Logarithm
Here is the plot of the complex logarithm function:
\(f(z) = \log\,z\;\textrm{(principal branch)},\quad z \in \mathbb{C}(0,3)\)
We may observe that it has a cut, also along the negative half of the real axis.
Furthermore this function is another good example for what we have stated in the case of the sine function. One could recognise the real logarithm function on the picture. (The positive real numbers give its domain, near 0 function values tending to minus infinity are found, it has a zero at 1, and—though quite slowly—tends to plus infinity. In colors: white, cyan, black, red, white.)
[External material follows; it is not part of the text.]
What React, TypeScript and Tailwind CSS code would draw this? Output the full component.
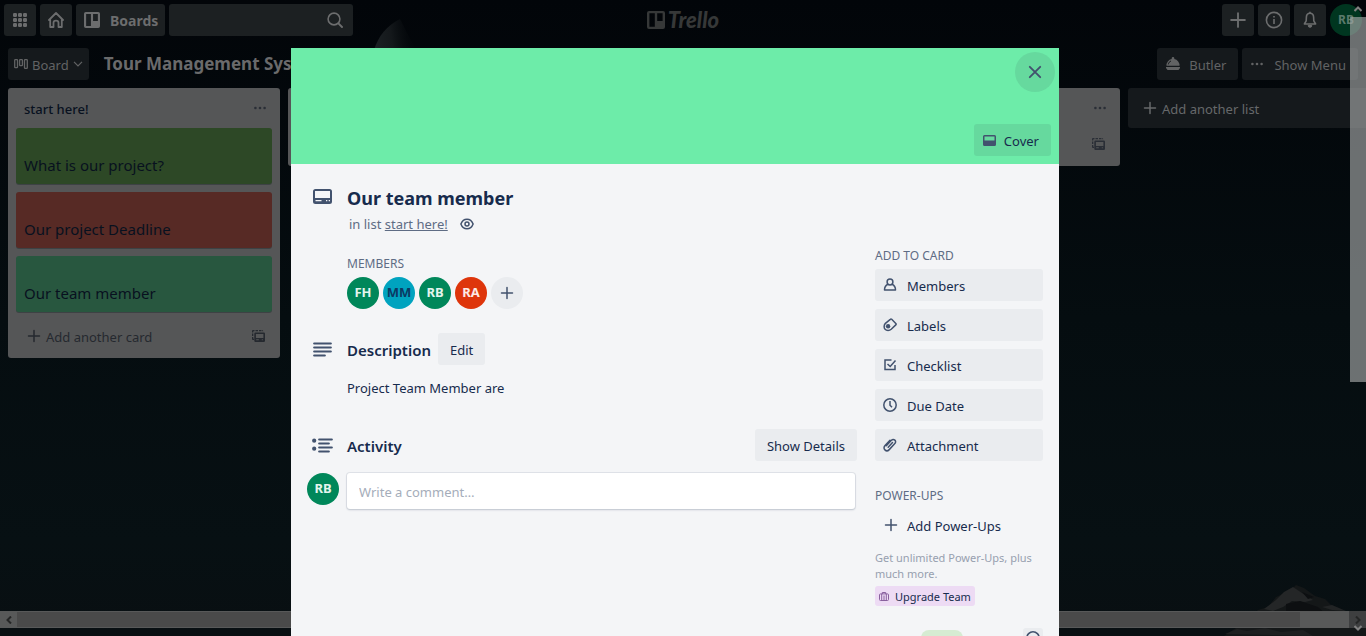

The logarithm is the inverse of the exponential function which is not injective (but \(2 \pi i\) periodic), so it is to be restricted to some 'horizontal stripe' with the width of \(2 \pi\). (See figure below.) The so-called principal branch is the result of the 'natural' choice of the bounds: \(-\pi\) and \(\pi\). (A matter of convention.) We can obtain the side branches by choosing other 'stripes'. Of course the choice of the domain also influences the location of the branch cut.
We also included the picture of the exponential function and the coloring for assistance:
A bunch of branches of the logarithm function are illustrated in the video below, which could also be downloaded here.
In this animation the domain of restriction is moved up and down in a sinusoidal manner with an amplitude of \(\pi\) in both directions. (The cut adapts its angle accordingly.)